Fs光声光谱系统的谐振频率和池常数通常在实验室由标准气体标定得到, 但在实际应用中, 由于标准气体本身的不确定度以及与被测气体成分的不同、 环境温湿度的变化, 使得现场测量中谐振频率和池常数与实验室标定结果有偏差, 从而导致测量结果不准确。 为了解决以上问题, 提出了基于大气中氧气的在线校准技术, 并将该技术用于检测大气中二氧化碳浓度的光声光谱系统。 大气中氧气浓度恒定为20.964%, 通过探测氧气在763.73 nm附近的扫频信号及峰值信号, 实现共振频率和池常数的在线校准。 该系统中光声池为直径6 mm, 长度100 mm的一阶纵向共振模式结构。 理论上分析了环境温湿度、 气体成分对光声池性能的影响, 同时给出了用标准气体、 室内空气和室外空气标定的谐振频率和池常数, 在标定结果的基础上, 测量得到室内和室外的二氧化碳浓度值。 实验结果显示, 与校准过的气体分析仪的测量值相比, 用被测大气中的氧气标定的谐振频率和池常数计算的二氧化碳浓度更准确, 相对误差小于1%, 远小于实验室标准气体标定计算的浓度相对误差。 创新处在于, 直接利用大气中的氧气对光声池的池常数和共振频率进行在线校准, 有效的减小了标准气体标定带来的误差, 以及环境变化带来系统漂移, 提高光声系统在线监测的准确性和可靠性。

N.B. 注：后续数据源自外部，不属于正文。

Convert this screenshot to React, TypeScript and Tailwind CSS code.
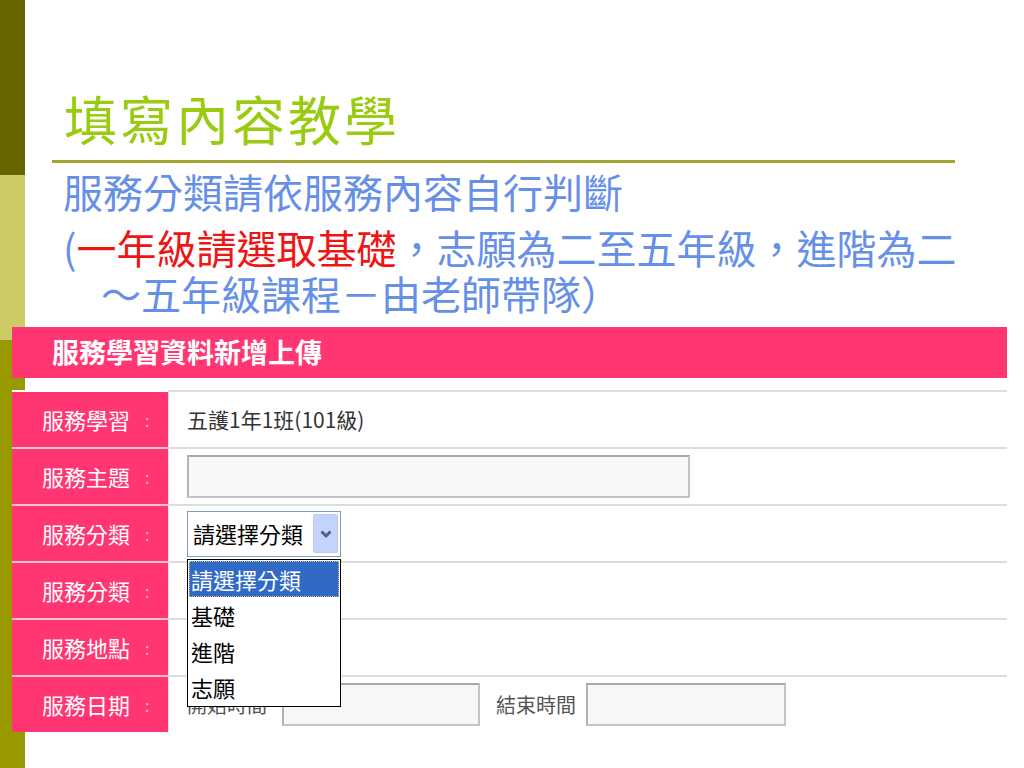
const cjk = { fontFamily: '"Noto Sans CJK TC", "Noto Sans", sans-serif' };

function Chevron() {
  return (
    <svg width="14" height="10" viewBox="0 0 14 10">
      <path d="M2.5 2.5 L7 7 L11.5 2.5" fill="none" stroke="#4d6185" strokeWidth="3" />
    </svg>
  );
}

function Label({ text, first }: { text: string; first?: boolean }) {
  return (
    <div
      className={
        "flex w-[156px] shrink-0 items-center bg-[#ff3672] pl-[30px] text-[22px] text-white border-t-2 " +
        (first ? "border-white" : "border-[#f9c3d3]")
      }
    >
      <span className="w-[103px]">{text}</span>
      <span className="text-[16px] text-[#fbb5cb]">:</span>
    </div>
  );
}

function Row({
  label,
  first,
  children,
}: {
  label: string;
  first?: boolean;
  children?: React.ReactNode;
}) {
  return (
    <div className="flex h-[57px]">
      <Label text={label} first={first} />
      <div className="flex flex-1 items-center border-t-2 border-l border-[#dddddd] bg-white pl-[18px]">
        {children}
      </div>
    </div>
  );
}

function TextBox({ w }: { w: string }) {
  return (
    <div
      className={
        w +
        " h-[43px] border-2 border-[#c4c4c4] border-t-[#a9a9a9] border-l-[#b4b4b4] bg-[#f7f7f7]"
      }
    />
  );
}

export default function App() {
  return (
    <div className="relative h-[768px] w-[1024px] overflow-hidden bg-white" style={cjk}>
      {/* slide side stripe */}
      <div className="absolute left-0 top-0 flex h-full w-[25px] flex-col">
        <div className="h-[175px] bg-[#666600]" />
        <div className="h-[165px] bg-[#cccc66]" />
        <div className="flex-1 bg-[#999900]" />
      </div>

      <div className="relative">
        <div className="h-[160px] pl-[64px] pt-[86px]">
          <div className="text-[53px] leading-[64px] tracking-[3px] text-[#99cc11]">填寫內容教學</div>
        </div>
        <div className="ml-[52px] h-[3px] w-[903px] bg-[#a3a32e]" />

        <div className="ml-[63px] text-[40px] text-[#6690e8]">
          <div className="leading-[56px]">服務分類請依服務內容自行判斷</div>
          <div className="mt-[5px] leading-[46px]">
            (<span className="text-[#ee1515]">一年級請選取基礎</span>，志願為二至五年級，進階為二
          </div>
          <div className="pl-[38px] leading-[46px]">～五年級課程－由老師帶隊）</div>
        </div>

        <div className="ml-[12px] mr-[17px] mt-[11px]">
          <div className="flex h-[51px] items-center bg-[#ff3672] pl-[40px] text-[27px] font-bold text-white">
            服務學習資料新增上傳
          </div>
          <div className="h-[12px]" />

          <Row label="服務學習" first>
            <span className="text-[21px] text-[#333333]">五護1年1班(101級)</span>
          </Row>
          <Row label="服務主題">
            <TextBox w="w-[503px]" />
          </Row>
          <Row label="服務分類">
            <div className="relative z-10">
              <div className="flex h-[46px] w-[154px] items-center justify-between border border-[#7f9db9] bg-white pl-[5px] pr-[2px]">
                <span className="text-[22px] text-black">請選擇分類</span>
                <div className="flex h-[39px] w-[25px] items-center justify-center rounded-[2px] border border-[#b9c9f3] bg-[#c3d3fb]">
                  <Chevron />
                </div>
              </div>
              <div className="absolute left-0 top-[48px] w-[154px] border border-black bg-white p-[1px] text-[22px] text-black">
                <div className="h-[36px] border border-dotted border-[#d6c078] bg-[#316ac5] pl-[1px] leading-[34px] text-white">
                  請選擇分類
                </div>
                <div className="h-[36px] pl-[2px] leading-[36px]">基礎</div>
                <div className="h-[36px] pl-[2px] leading-[36px]">進階</div>
                <div className="h-[36px] pl-[2px] leading-[36px]">志願</div>
              </div>
            </div>
          </Row>
          <Row label="服務分類" />
          <Row label="服務地點" />
          <Row label="服務日期">
            <span className="text-[20px] text-[#555555]">開始時間</span>
            <div className="ml-[15px]">
              <TextBox w="w-[198px]" />
            </div>
            <span className="ml-[16px] text-[20px] text-[#555555]">結束時間</span>
            <div className="ml-[10px]">
              <TextBox w="w-[200px]" />
            </div>
          </Row>
        </div>
      </div>
    </div>
  );
}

Resonate frequency and cell constant of photoacoustic spectrum system are usually calibrated by using standard gas in laboratory, whereas the resonate frequency and cell constant will be changed in-situ, leading to measurement accuracy errors, caused by uncertainties of standard gas, differences between standard and measured gas components and changes in environmental condition, such as temperature and humidity. As to overcome the above problems, we have proposed an on-line atmospheric oxygen-based calibration technology for photoacoustic spectrum system and used in measurement of concentration of carbon dioxide in atmosphere. As the concentration of atmospheric oxygen is kept as constant as 20.96%, the on-line calibration for the photoacoustic spectrum system can be realized by detecting the swept-frequency and peak signal at 763.73 nm. The cell of the PAS has a cavity with length of 100 mm and an inner diameter of 6 mm, and worked in a first longitudinal resonant mode. The influence of environmental temperature and humidity, gas components on the photoacoustic cell’s performance has been theoretically analyzed, and meanwhile the resonant frequencies and cell constants were calibrated and acquired respectively using standard gas, indoor air and outdoor air. Compared with calibrated gas analyzer, concentration of carbon dioxide is more accurate by using the resonant frequency and cell constant calculated by oxygen in tested air, of which the relative error is less than 1%, much smaller than that calculated by the standard gas in laboratory. The innovation of this paper is that using atmospheric oxygen as photoacoustic spectrum system’s calibration gas effectively reduces the error caused by using standard gas and environmental condition changes, and thus improves the on-line measuring accuracy and reliability of the photoacoustic spectrum system.